Newsday, October 5, 2011
By YAMICHE ALCINDOR
When Paul P. Dudley found himself in trouble flying above New York City Tuesday, it wasn’t the first time.
The helicopter pilot with a home in Southampton and an air-charter service based in Linden, N.J., made a smooth, emergency landing of his single-engine Cessna 172 near Coney Island in November 2006. He said he had mechanical difficulties before he put the small plane down in a muddy field. He was not injured.
Tuesday afternoon, Dudley was behind the controls of a Bell 206 Jet Ranger helicopter when it plunged into the East River shortly after taking off from the heliport at East 34th Street. One female passenger was killed and three others were injured in the crash. Dudley was treated at a hospital and released.
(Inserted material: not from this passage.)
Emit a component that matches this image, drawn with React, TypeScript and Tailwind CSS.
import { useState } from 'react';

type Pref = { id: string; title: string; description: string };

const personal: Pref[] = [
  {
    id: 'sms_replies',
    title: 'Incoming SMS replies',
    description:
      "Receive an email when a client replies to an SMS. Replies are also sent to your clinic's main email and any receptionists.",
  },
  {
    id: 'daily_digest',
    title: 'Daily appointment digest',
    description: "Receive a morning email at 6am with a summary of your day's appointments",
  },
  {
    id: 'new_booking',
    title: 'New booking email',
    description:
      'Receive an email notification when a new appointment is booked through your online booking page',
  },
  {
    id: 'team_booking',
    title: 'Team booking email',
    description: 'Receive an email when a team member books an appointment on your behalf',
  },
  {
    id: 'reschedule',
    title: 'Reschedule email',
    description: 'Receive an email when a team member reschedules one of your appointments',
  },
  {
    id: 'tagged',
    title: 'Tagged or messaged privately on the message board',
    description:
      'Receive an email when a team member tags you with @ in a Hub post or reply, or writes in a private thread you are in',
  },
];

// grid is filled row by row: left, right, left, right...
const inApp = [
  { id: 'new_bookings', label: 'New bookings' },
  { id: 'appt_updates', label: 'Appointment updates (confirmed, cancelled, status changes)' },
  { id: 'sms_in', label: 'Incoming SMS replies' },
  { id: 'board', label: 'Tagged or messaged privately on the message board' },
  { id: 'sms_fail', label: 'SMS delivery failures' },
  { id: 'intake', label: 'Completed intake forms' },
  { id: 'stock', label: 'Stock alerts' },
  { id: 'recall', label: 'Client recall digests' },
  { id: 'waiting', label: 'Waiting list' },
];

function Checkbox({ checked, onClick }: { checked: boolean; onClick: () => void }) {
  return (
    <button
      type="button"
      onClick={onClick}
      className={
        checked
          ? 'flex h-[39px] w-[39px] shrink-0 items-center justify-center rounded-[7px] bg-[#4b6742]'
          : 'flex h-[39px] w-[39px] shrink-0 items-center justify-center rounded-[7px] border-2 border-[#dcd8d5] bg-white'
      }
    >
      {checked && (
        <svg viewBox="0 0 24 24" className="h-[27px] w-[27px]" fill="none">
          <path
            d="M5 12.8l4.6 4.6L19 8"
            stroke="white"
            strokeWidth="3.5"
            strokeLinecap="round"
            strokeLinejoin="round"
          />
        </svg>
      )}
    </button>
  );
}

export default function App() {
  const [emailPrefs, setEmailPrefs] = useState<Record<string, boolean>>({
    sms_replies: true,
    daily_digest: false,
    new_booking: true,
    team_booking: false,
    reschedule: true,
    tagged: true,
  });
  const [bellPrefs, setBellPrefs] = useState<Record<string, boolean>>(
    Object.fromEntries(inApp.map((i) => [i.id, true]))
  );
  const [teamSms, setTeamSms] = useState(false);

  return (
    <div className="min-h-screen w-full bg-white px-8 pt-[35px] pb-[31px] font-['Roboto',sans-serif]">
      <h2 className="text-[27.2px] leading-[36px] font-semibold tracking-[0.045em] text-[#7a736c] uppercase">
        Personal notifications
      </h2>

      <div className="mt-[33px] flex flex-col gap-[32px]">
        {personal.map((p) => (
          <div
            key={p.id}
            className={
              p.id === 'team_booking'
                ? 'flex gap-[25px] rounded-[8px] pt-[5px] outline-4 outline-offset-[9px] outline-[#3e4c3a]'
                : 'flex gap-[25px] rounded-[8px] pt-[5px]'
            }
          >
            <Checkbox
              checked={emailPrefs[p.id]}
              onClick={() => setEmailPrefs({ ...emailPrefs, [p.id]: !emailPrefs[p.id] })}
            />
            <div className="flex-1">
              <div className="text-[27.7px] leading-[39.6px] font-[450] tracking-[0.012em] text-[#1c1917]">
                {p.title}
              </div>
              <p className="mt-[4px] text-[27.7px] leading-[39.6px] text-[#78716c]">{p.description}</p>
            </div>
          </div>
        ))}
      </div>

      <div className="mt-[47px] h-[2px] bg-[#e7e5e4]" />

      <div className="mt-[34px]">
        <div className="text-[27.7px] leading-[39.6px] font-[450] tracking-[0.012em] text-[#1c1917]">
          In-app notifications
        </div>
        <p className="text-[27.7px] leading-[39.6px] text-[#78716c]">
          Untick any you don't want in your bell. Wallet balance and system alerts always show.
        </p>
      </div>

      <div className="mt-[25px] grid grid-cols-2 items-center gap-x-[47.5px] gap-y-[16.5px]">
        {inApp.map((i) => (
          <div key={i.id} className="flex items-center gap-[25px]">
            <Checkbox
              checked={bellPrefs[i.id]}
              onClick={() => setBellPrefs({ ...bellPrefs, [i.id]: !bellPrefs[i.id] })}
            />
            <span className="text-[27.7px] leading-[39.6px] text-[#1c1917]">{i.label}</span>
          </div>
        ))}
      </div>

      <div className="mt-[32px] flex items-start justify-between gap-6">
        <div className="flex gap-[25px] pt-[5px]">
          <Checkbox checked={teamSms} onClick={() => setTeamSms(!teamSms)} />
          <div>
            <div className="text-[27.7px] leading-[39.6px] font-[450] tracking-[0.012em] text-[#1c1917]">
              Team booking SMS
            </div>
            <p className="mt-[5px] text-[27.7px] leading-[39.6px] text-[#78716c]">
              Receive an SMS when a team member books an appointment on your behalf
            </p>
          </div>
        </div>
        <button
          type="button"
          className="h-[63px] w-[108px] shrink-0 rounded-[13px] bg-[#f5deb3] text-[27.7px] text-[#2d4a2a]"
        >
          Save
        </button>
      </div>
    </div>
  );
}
It’s unknown what caused the crash, but at a news conference Tuesday, Mayor Michael Bloomberg said the pilot attempted to return to the heliport before spinning out of control and slamming into the river.
His lawyer, Robert J. Hantman, said Dudley was stunned by the chain of events. What began, Hantman said, as a helicopter tour above Manhattan for some friends, ended with him and three of his guests floating near the tipped over chopper, a fourth, trapped inside.
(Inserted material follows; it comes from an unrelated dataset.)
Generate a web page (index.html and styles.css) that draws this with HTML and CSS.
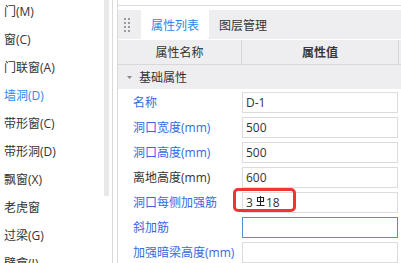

“There was a mechanical problem, he tried to turn back, and that’s when the helicopter went out of control,” said Hantman, who talked with Dudley after the crash. “He pulled two of them out. He’s just in shock and full of regret for what happened.”
Hantman said Dudley told him that the helicopter went through a “full maintenance check” by a “reputable mechanic” before the flight.
In his Southampton neighborhood, residents on Petrel Road where Dudley has a home, described him as a devoted family man who kept a hectic schedule.
Neighbor Rosemarie Cioffi burst into tears when told of the crash. “I’m shocked,” she said. “They are a lovely family and I know them for six years. He’s a nice family man and his family comes first.”
Another neighbor, Brett Sanders, said even though he had lived next door for at least four years, he wasn’t certain what Dudley did for a living. “I see him on weekends and then sometimes in midweek and maybe not at all for awhile,” said Sanders, 38.
Hantman, based in New York City, represented Dudley when he submitted a proposal to operate the Downtown Manhattan Heliport but lost out to FirstFlight Inc. in 2008. Dudley sued in state court and appealed in federal court, but lost in 2009. Dudley manages the Linden Municipal Airport in Linden.
Tuesday afternoon, Hantman said people started calling him to find out how Dudley was doing. Hantman said he was working from home and turned on the television to see what people were talking about.
“I turned on the TV and saw him swimming in the East River,” he said.